WHAT IS BEING ASKED » Without the pictures, set down every line of the data exactly.

STORED DATA »
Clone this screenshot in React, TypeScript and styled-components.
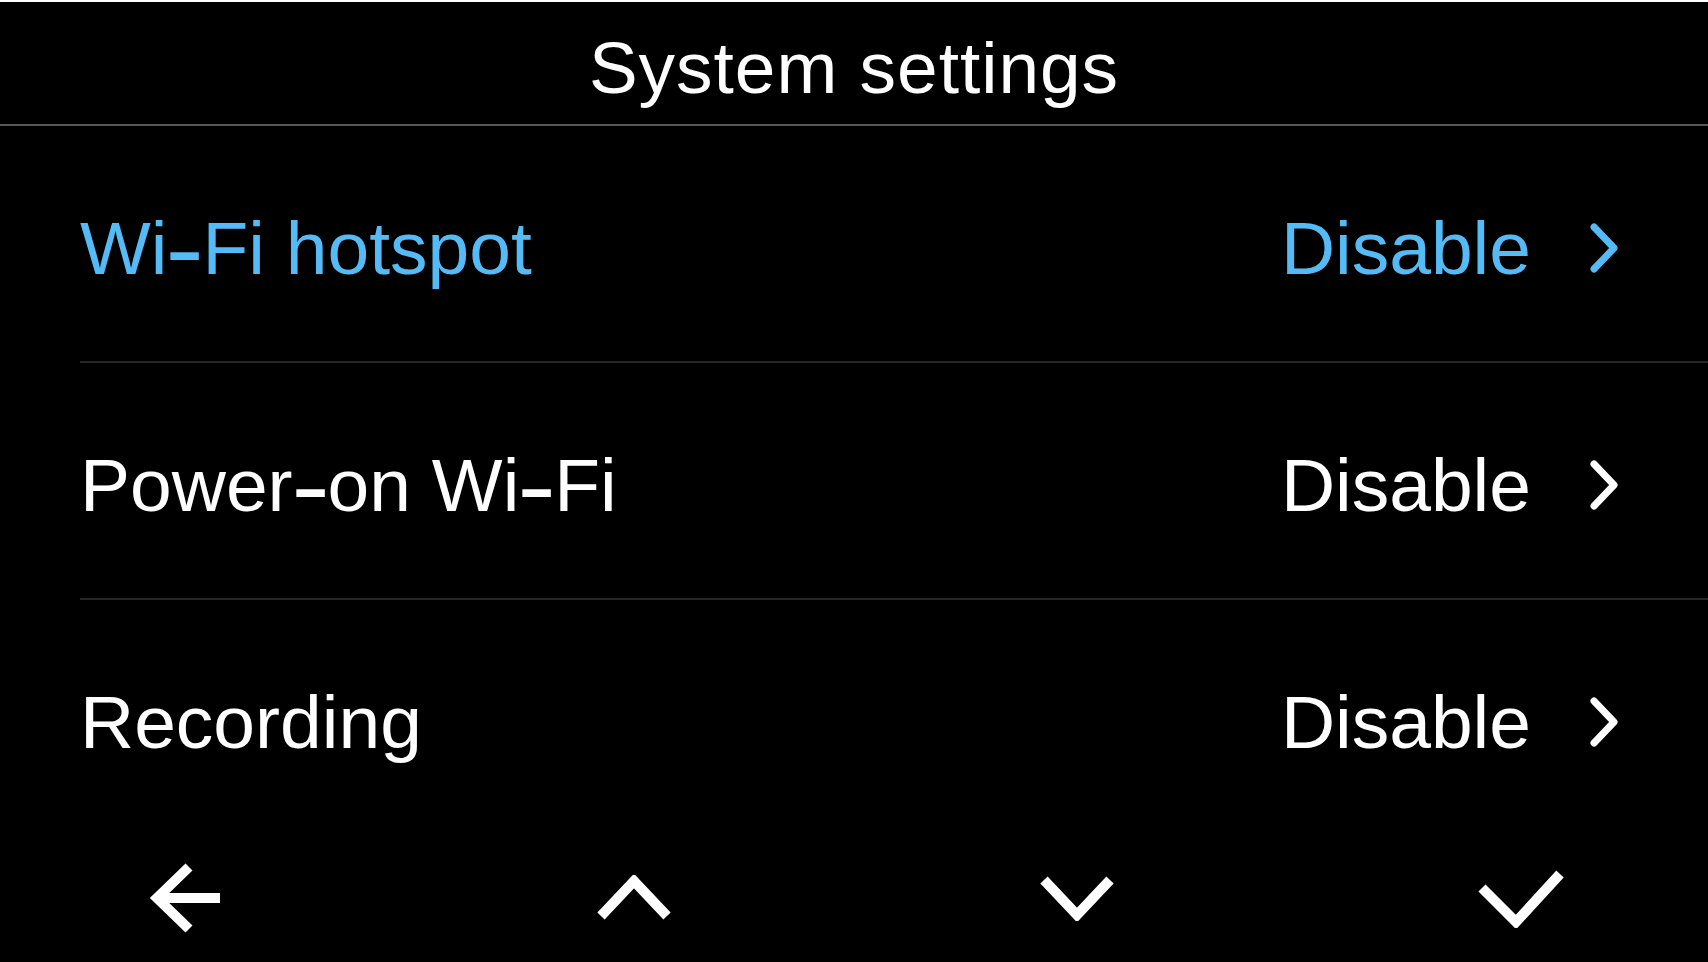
import React from "react";
import styled, { createGlobalStyle } from "styled-components";

const GlobalStyle = createGlobalStyle`
  html, body {
    margin: 0;
    padding: 0;
    background: #000;
  }
  body {
    font-family: "Liberation Sans", Arial, sans-serif;
    overflow: hidden;
  }
`;

const Screen = styled.div`
  width: 1708px;
  height: 962px;
  background: #000;
  border-top: 2px solid #ffffff;
  box-sizing: border-box;
  display: flex;
  flex-direction: column;
`;

const Header = styled.header`
  height: 124px;
  flex: none;
  display: flex;
  align-items: center;
  justify-content: center;
  border-bottom: 2px solid #565656;
  box-sizing: border-box;
`;

const Title = styled.h1`
  margin: 0;
  font-family: "Liberation Sans", Arial, sans-serif;
  font-weight: 400;
  font-size: 73px;
  letter-spacing: 1px;
  color: #ffffff;
  line-height: 1;
  padding-top: 8px;
`;

const List = styled.div`
  display: flex;
  flex-direction: column;
  padding-left: 80px;
`;

const Row = styled.div<{ $last?: boolean }>`
  height: ${(p) => (p.$last ? "235px" : "237px")};
  box-sizing: border-box;
  display: flex;
  align-items: center;
  padding-right: 90px;
  padding-top: 8px;
  border-bottom: ${(p) => (p.$last ? "none" : "2px solid #262626")};
`;

const Label = styled.span<{ $active?: boolean }>`
  flex: 1;
  font-size: 75px;
  color: ${(p) => (p.$active ? "#55bbf6" : "#ffffff")};
  white-space: nowrap;
`;

const Dash = styled.span`
  display: inline-block;
  transform: scale(1.55, 1.3);
  margin: 0 5px;
`;

const Value = styled.span<{ $active?: boolean }>`
  font-size: 75px;
  color: ${(p) => (p.$active ? "#55bbf6" : "#ffffff")};
  white-space: nowrap;
`;

const Chevron = styled.svg<{ $active?: boolean }>`
  width: 28px;
  height: 50px;
  margin-left: 59px;
  flex: none;
  color: ${(p) => (p.$active ? "#55bbf6" : "#ffffff")};
`;

const NavBar = styled.nav`
  flex: 1;
  display: flex;
  align-items: center;
  justify-content: flex-start;
  padding: 0 0 2px 149px;
`;

const NavIcon = styled.svg<{ $gap?: number }>`
  display: block;
  flex: none;
  margin-left: ${(p) => p.$gap ?? 0}px;
  color: #ffffff;
`;

const RowChevron = ({ active }: { active?: boolean }) => (
  <Chevron $active={active} viewBox="0 0 28 50">
    <path
      d="M4 4 L24 25 L4 46"
      fill="none"
      stroke="currentColor"
      strokeWidth="7"
      strokeLinecap="round"
      strokeLinejoin="round"
    />
  </Chevron>
);

const withDashes = (text: string) => {
  const parts = text.split("-");
  return parts.map((p, i) => (
    <React.Fragment key={i}>
      {p}
      {i < parts.length - 1 && <Dash>-</Dash>}
    </React.Fragment>
  ));
};

const items = [
  { label: "Wi-Fi hotspot", value: "Disable", active: true },
  { label: "Power-on Wi-Fi", value: "Disable" },
  { label: "Recording", value: "Disable" },
];

export default function App() {
  return (
    <>
      <GlobalStyle />
      <Screen>
        <Header>
          <Title>System settings</Title>
        </Header>
        <List>
          {items.map((it, i) => (
            <Row key={it.label} $last={i === items.length - 1}>
              <Label $active={it.active}>{withDashes(it.label)}</Label>
              <Value $active={it.active}>{it.value}</Value>
              <RowChevron active={it.active} />
            </Row>
          ))}
        </List>
        <NavBar>
          <NavIcon width="72" height="70" viewBox="0 0 72 70">
            <path
              d="M40 4 L8 35 L40 66"
              fill="none"
              stroke="currentColor"
              strokeWidth="10"
              strokeLinejoin="miter"
              strokeMiterlimit="10"
            />
            <path d="M8 35 H71" fill="none" stroke="currentColor" strokeWidth="10" />
          </NavIcon>
          <NavIcon $gap={376} width="74" height="46" viewBox="0 0 74 46">
            <path
              d="M4 41 L37 6 L70 41"
              fill="none"
              stroke="currentColor"
              strokeWidth="10"
              strokeLinejoin="miter"
              strokeMiterlimit="10"
            />
          </NavIcon>
          <NavIcon $gap={369} width="74" height="46" viewBox="0 0 74 46">
            <path
              d="M4 5 L37 40 L70 5"
              fill="none"
              stroke="currentColor"
              strokeWidth="10"
              strokeLinejoin="miter"
              strokeMiterlimit="10"
            />
          </NavIcon>
          <NavIcon $gap={364} width="86" height="60" viewBox="0 0 86 60">
            <path
              d="M4 20 L38 54 L82 6"
              fill="none"
              stroke="currentColor"
              strokeWidth="10"
              strokeLinejoin="miter"
              strokeMiterlimit="10"
            />
          </NavIcon>
        </NavBar>
      </Screen>
    </>
  );
}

FINISHED EXERCISE »
Clone this screenshot in React, TypeScript and styled-components.
import React from "react";
import styled, { createGlobalStyle } from "styled-components";

const GlobalStyle = createGlobalStyle`
  html, body {
    margin: 0;
    padding: 0;
    background: #000;
  }
  body {
    font-family: "Liberation Sans", Arial, sans-serif;
    overflow: hidden;
  }
`;

const Screen = styled.div`
  width: 1708px;
  height: 962px;
  background: #000;
  border-top: 2px solid #ffffff;
  box-sizing: border-box;
  display: flex;
  flex-direction: column;
`;

const Header = styled.header`
  height: 124px;
  flex: none;
  display: flex;
  align-items: center;
  justify-content: center;
  border-bottom: 2px solid #565656;
  box-sizing: border-box;
`;

const Title = styled.h1`
  margin: 0;
  font-family: "Liberation Sans", Arial, sans-serif;
  font-weight: 400;
  font-size: 73px;
  letter-spacing: 1px;
  color: #ffffff;
  line-height: 1;
  padding-top: 8px;
`;

const List = styled.div`
  display: flex;
  flex-direction: column;
  padding-left: 80px;
`;

const Row = styled.div<{ $last?: boolean }>`
  height: ${(p) => (p.$last ? "235px" : "237px")};
  box-sizing: border-box;
  display: flex;
  align-items: center;
  padding-right: 90px;
  padding-top: 8px;
  border-bottom: ${(p) => (p.$last ? "none" : "2px solid #262626")};
`;

const Label = styled.span<{ $active?: boolean }>`
  flex: 1;
  font-size: 75px;
  color: ${(p) => (p.$active ? "#55bbf6" : "#ffffff")};
  white-space: nowrap;
`;

const Dash = styled.span`
  display: inline-block;
  transform: scale(1.55, 1.3);
  margin: 0 5px;
`;

const Value = styled.span<{ $active?: boolean }>`
  font-size: 75px;
  color: ${(p) => (p.$active ? "#55bbf6" : "#ffffff")};
  white-space: nowrap;
`;

const Chevron = styled.svg<{ $active?: boolean }>`
  width: 28px;
  height: 50px;
  margin-left: 59px;
  flex: none;
  color: ${(p) => (p.$active ? "#55bbf6" : "#ffffff")};
`;

const NavBar = styled.nav`
  flex: 1;
  display: flex;
  align-items: center;
  justify-content: flex-start;
  padding: 0 0 2px 149px;
`;

const NavIcon = styled.svg<{ $gap?: number }>`
  display: block;
  flex: none;
  margin-left: ${(p) => p.$gap ?? 0}px;
  color: #ffffff;
`;

const RowChevron = ({ active }: { active?: boolean }) => (
  <Chevron $active={active} viewBox="0 0 28 50">
    <path
      d="M4 4 L24 25 L4 46"
      fill="none"
      stroke="currentColor"
      strokeWidth="7"
      strokeLinecap="round"
      strokeLinejoin="round"
    />
  </Chevron>
);

const withDashes = (text: string) => {
  const parts = text.split("-");
  return parts.map((p, i) => (
    <React.Fragment key={i}>
      {p}
      {i < parts.length - 1 && <Dash>-</Dash>}
    </React.Fragment>
  ));
};

const items = [
  { label: "Wi-Fi hotspot", value: "Disable", active: true },
  { label: "Power-on Wi-Fi", value: "Disable" },
  { label: "Recording", value: "Disable" },
];

export default function App() {
  return (
    <>
      <GlobalStyle />
      <Screen>
        <Header>
          <Title>System settings</Title>
        </Header>
        <List>
          {items.map((it, i) => (
            <Row key={it.label} $last={i === items.length - 1}>
              <Label $active={it.active}>{withDashes(it.label)}</Label>
              <Value $active={it.active}>{it.value}</Value>
              <RowChevron active={it.active} />
            </Row>
          ))}
        </List>
        <NavBar>
          <NavIcon width="72" height="70" viewBox="0 0 72 70">
            <path
              d="M40 4 L8 35 L40 66"
              fill="none"
              stroke="currentColor"
              strokeWidth="10"
              strokeLinejoin="miter"
              strokeMiterlimit="10"
            />
            <path d="M8 35 H71" fill="none" stroke="currentColor" strokeWidth="10" />
          </NavIcon>
          <NavIcon $gap={376} width="74" height="46" viewBox="0 0 74 46">
            <path
              d="M4 41 L37 6 L70 41"
              fill="none"
              stroke="currentColor"
              strokeWidth="10"
              strokeLinejoin="miter"
              strokeMiterlimit="10"
            />
          </NavIcon>
          <NavIcon $gap={369} width="74" height="46" viewBox="0 0 74 46">
            <path
              d="M4 5 L37 40 L70 5"
              fill="none"
              stroke="currentColor"
              strokeWidth="10"
              strokeLinejoin="miter"
              strokeMiterlimit="10"
            />
          </NavIcon>
          <NavIcon $gap={364} width="86" height="60" viewBox="0 0 86 60">
            <path
              d="M4 20 L38 54 L82 6"
              fill="none"
              stroke="currentColor"
              strokeWidth="10"
              strokeLinejoin="miter"
              strokeMiterlimit="10"
            />
          </NavIcon>
        </NavBar>
      </Screen>
    </>
  );
}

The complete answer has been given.